PHOTO: Super for a house deposit
Industry Super Australia has thrown cold water on the concept of allowing prospective homebuyers to access their superannuation to enter the housing market, describing the idea as fundamentally flawed.
According to the preliminary results of a study from the research and advocacy group for industry superannuation, allowing first-home buyers to redirect some of their superannuation to use for housing deposits could hike up the nation’s five major capital city median property prices by between 8-16 per cent.
Industry Super’s figures suggested if couples were able to take $40,000 from their super for a house deposit, it would lead to soaring property prices across the country but the impact would be most severe in Sydney, where the median property price could rise by $134,000.
The results indicate that in most locations, price increases and extra property taxes would quickly surpass the amount of super a first-home buyer could withdraw, so homebuyers would be paying more but at the expense of their super.
In all cities but Hobart, if a couple took $40,000 from their super, nearly all would be lost through the price hikes fuelled by increased demand, and in Sydney, prices would spike by three times that amount.
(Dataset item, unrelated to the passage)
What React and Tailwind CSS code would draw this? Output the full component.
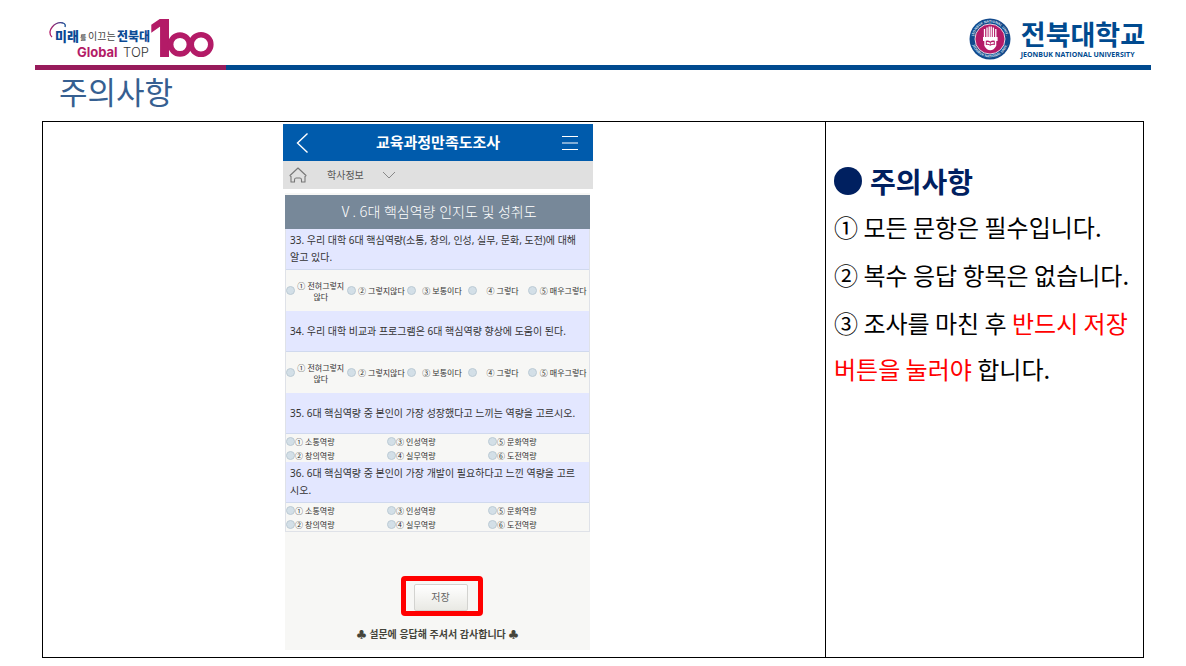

“This just confirms what experts have been saying for ages; that throwing super into the housing market would be like throwing petrol on a bonfire. It will jack up prices, inflate young people’s mortgages and add billions to the aged pension, which taxpayers will have to pay for,” Industry Super Australia CEO Bernie Dean said.
The research shows the market would react quickly to the scheme becoming a reality, and within a year the full price increases would likely be realised.